Exactly repeat the material, dropping only the pictures.
BEGIN Supplied material
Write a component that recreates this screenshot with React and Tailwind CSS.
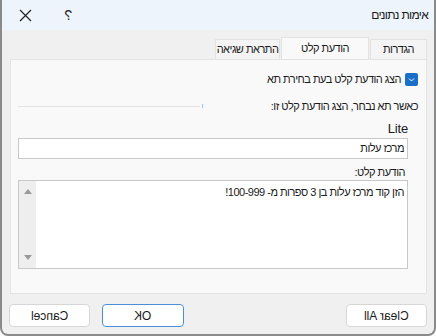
import React from 'react';

const font = { fontFamily: '"Liberation Sans", "DejaVu Sans", sans-serif' };

const tabs = [
  { label: 'הגדרות', w: 'w-[57px]', active: false },
  { label: 'הודעת קלט', w: 'w-[88px]', active: true },
  { label: 'התראת שגיאה', w: 'w-[65px]', active: false },
];

const Button = ({ label, primary, className }) => (
  <button
    className={`h-[23px] w-[81px] rounded-[4px] border bg-white text-[12px] tracking-normal text-[#1a1a1a] ${
      primary ? 'border-[#4a90d9]' : 'border-[#d6d6d6]'
    } ${className || ''}`}
  >
    <span className="inline-block -scale-x-100">{label}</span>
  </button>
);

const App = () => {
  return (
    <div
      dir="rtl"
      style={font}
      className="flex h-[336px] w-[436px] flex-col overflow-hidden rounded-b-lg border-2 border-t-0 border-[#8a8a8a] bg-[#f0f0f0] text-[11px] tracking-[-0.5px] text-[#1a1a1a]"
    >
      {/* title bar */}
      <div className="flex h-[30px] shrink-0 items-center justify-between bg-[#eef4fb] pl-[17px] pr-[6px]">
        <span className="text-[12px] tracking-[-0.7px]">אימות נתונים</span>
        <div className="flex items-center gap-[33px]">
          <span className="inline-block -scale-x-100 text-[14px]">?</span>
          <svg width="13" height="13" viewBox="0 0 13 13" className="text-[#222]">
            <path d="M1 1 L12 12 M12 1 L1 12" stroke="currentColor" strokeWidth="1.2" fill="none" />
          </svg>
        </div>
      </div>

      {/* tabs */}
      <div className="flex h-[29px] shrink-0 items-end gap-[1px] pr-[7px] pt-[7px]">
        {tabs.map((t) => (
          <div
            key={t.label}
            className={`flex items-center justify-center whitespace-nowrap border border-b-0 border-[#e3e3e3] ${t.w} ${
              t.active ? 'h-[22px] bg-[#f9f9f9]' : 'h-[20px] bg-[#f4f4f4]'
            }`}
          >
            {t.label}
          </div>
        ))}
      </div>

      {/* panel */}
      <div className="ml-[8px] mr-[7px] flex h-[235px] shrink-0 flex-col border border-[#e3e3e3] bg-[#f9f9f9] pl-[7px] pr-[18px]">
        <div className="-mr-[10px] mt-[13px] flex h-[13px] items-center gap-[4px]">
          <span className="flex h-[13px] w-[13px] items-center justify-center rounded-[2px] bg-[#1a6fc9]">
            <svg width="9" height="9" viewBox="0 0 9 9">
              <path d="M2 3.5 L4.5 6 L7 3.5" stroke="white" strokeWidth="1" fill="none" />
            </svg>
          </span>
          <span>הצג הודעת קלט בעת בחירת תא</span>
        </div>

        <div className="-mr-[10px] mt-[13px] flex h-[14px] items-center justify-between">
          <span>כאשר תא נבחר, הצג הודעת קלט זו:</span>
          <div className="flex items-center gap-[2px]">
            <span className="h-[4px] w-[1px] bg-[#9cc3e8]" />
            <span className="h-[1px] w-[182px] bg-[#e2e2e2]" />
          </div>
        </div>

        <div className="mt-[8px] h-[16px] text-[13px] leading-[16px] tracking-[-0.2px]">Lite</div>

        <div className="mt-[1px] flex h-[21px] items-center border border-[#c8c8c8] bg-white pr-[3px]">
          מרכז עלות
        </div>

        <div className="mt-[6px] h-[14px] pr-[3px] leading-[14px]">הודעת קלט:</div>

        <div className="mt-[1px] flex h-[89px] border border-[#c8c8c8] bg-white">
          <div className="flex-1 pr-[3px] pt-[3px]">הזן קוד מרכז עלות בן 3 ספרות מ- 100-999!</div>
          <div className="flex w-[17px] flex-col items-center justify-between bg-[#eeeeee] py-[8px]">
            <svg width="8" height="5" viewBox="0 0 8 5">
              <path d="M0 5 L4 0 L8 5 Z" fill="#9a9a9a" />
            </svg>
            <svg width="8" height="5" viewBox="0 0 8 5">
              <path d="M0 0 L8 0 L4 5 Z" fill="#9a9a9a" />
            </svg>
          </div>
        </div>
      </div>

      {/* buttons */}
      <div className="mt-[10px] flex shrink-0 justify-between pl-[7px] pr-[7px]">
        <Button label="Clear All" />
        <div className="flex gap-[12px]">
          <Button label="OK" primary className="w-[82px]" />
          <Button label="Cancel" />
        </div>
      </div>
    </div>
  );
};

export default App;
END Supplied material
Task answer =
Write a component that recreates this screenshot with React and Tailwind CSS.
import React from 'react';

const font = { fontFamily: '"Liberation Sans", "DejaVu Sans", sans-serif' };

const tabs = [
  { label: 'הגדרות', w: 'w-[57px]', active: false },
  { label: 'הודעת קלט', w: 'w-[88px]', active: true },
  { label: 'התראת שגיאה', w: 'w-[65px]', active: false },
];

const Button = ({ label, primary, className }) => (
  <button
    className={`h-[23px] w-[81px] rounded-[4px] border bg-white text-[12px] tracking-normal text-[#1a1a1a] ${
      primary ? 'border-[#4a90d9]' : 'border-[#d6d6d6]'
    } ${className || ''}`}
  >
    <span className="inline-block -scale-x-100">{label}</span>
  </button>
);

const App = () => {
  return (
    <div
      dir="rtl"
      style={font}
      className="flex h-[336px] w-[436px] flex-col overflow-hidden rounded-b-lg border-2 border-t-0 border-[#8a8a8a] bg-[#f0f0f0] text-[11px] tracking-[-0.5px] text-[#1a1a1a]"
    >
      {/* title bar */}
      <div className="flex h-[30px] shrink-0 items-center justify-between bg-[#eef4fb] pl-[17px] pr-[6px]">
        <span className="text-[12px] tracking-[-0.7px]">אימות נתונים</span>
        <div className="flex items-center gap-[33px]">
          <span className="inline-block -scale-x-100 text-[14px]">?</span>
          <svg width="13" height="13" viewBox="0 0 13 13" className="text-[#222]">
            <path d="M1 1 L12 12 M12 1 L1 12" stroke="currentColor" strokeWidth="1.2" fill="none" />
          </svg>
        </div>
      </div>

      {/* tabs */}
      <div className="flex h-[29px] shrink-0 items-end gap-[1px] pr-[7px] pt-[7px]">
        {tabs.map((t) => (
          <div
            key={t.label}
            className={`flex items-center justify-center whitespace-nowrap border border-b-0 border-[#e3e3e3] ${t.w} ${
              t.active ? 'h-[22px] bg-[#f9f9f9]' : 'h-[20px] bg-[#f4f4f4]'
            }`}
          >
            {t.label}
          </div>
        ))}
      </div>

      {/* panel */}
      <div className="ml-[8px] mr-[7px] flex h-[235px] shrink-0 flex-col border border-[#e3e3e3] bg-[#f9f9f9] pl-[7px] pr-[18px]">
        <div className="-mr-[10px] mt-[13px] flex h-[13px] items-center gap-[4px]">
          <span className="flex h-[13px] w-[13px] items-center justify-center rounded-[2px] bg-[#1a6fc9]">
            <svg width="9" height="9" viewBox="0 0 9 9">
              <path d="M2 3.5 L4.5 6 L7 3.5" stroke="white" strokeWidth="1" fill="none" />
            </svg>
          </span>
          <span>הצג הודעת קלט בעת בחירת תא</span>
        </div>

        <div className="-mr-[10px] mt-[13px] flex h-[14px] items-center justify-between">
          <span>כאשר תא נבחר, הצג הודעת קלט זו:</span>
          <div className="flex items-center gap-[2px]">
            <span className="h-[4px] w-[1px] bg-[#9cc3e8]" />
            <span className="h-[1px] w-[182px] bg-[#e2e2e2]" />
          </div>
        </div>

        <div className="mt-[8px] h-[16px] text-[13px] leading-[16px] tracking-[-0.2px]">Lite</div>

        <div className="mt-[1px] flex h-[21px] items-center border border-[#c8c8c8] bg-white pr-[3px]">
          מרכז עלות
        </div>

        <div className="mt-[6px] h-[14px] pr-[3px] leading-[14px]">הודעת קלט:</div>

        <div className="mt-[1px] flex h-[89px] border border-[#c8c8c8] bg-white">
          <div className="flex-1 pr-[3px] pt-[3px]">הזן קוד מרכז עלות בן 3 ספרות מ- 100-999!</div>
          <div className="flex w-[17px] flex-col items-center justify-between bg-[#eeeeee] py-[8px]">
            <svg width="8" height="5" viewBox="0 0 8 5">
              <path d="M0 5 L4 0 L8 5 Z" fill="#9a9a9a" />
            </svg>
            <svg width="8" height="5" viewBox="0 0 8 5">
              <path d="M0 0 L8 0 L4 5 Z" fill="#9a9a9a" />
            </svg>
          </div>
        </div>
      </div>

      {/* buttons */}
      <div className="mt-[10px] flex shrink-0 justify-between pl-[7px] pr-[7px]">
        <Button label="Clear All" />
        <div className="flex gap-[12px]">
          <Button label="OK" primary className="w-[82px]" />
          <Button label="Cancel" />
        </div>
      </div>
    </div>
  );
};

export default App;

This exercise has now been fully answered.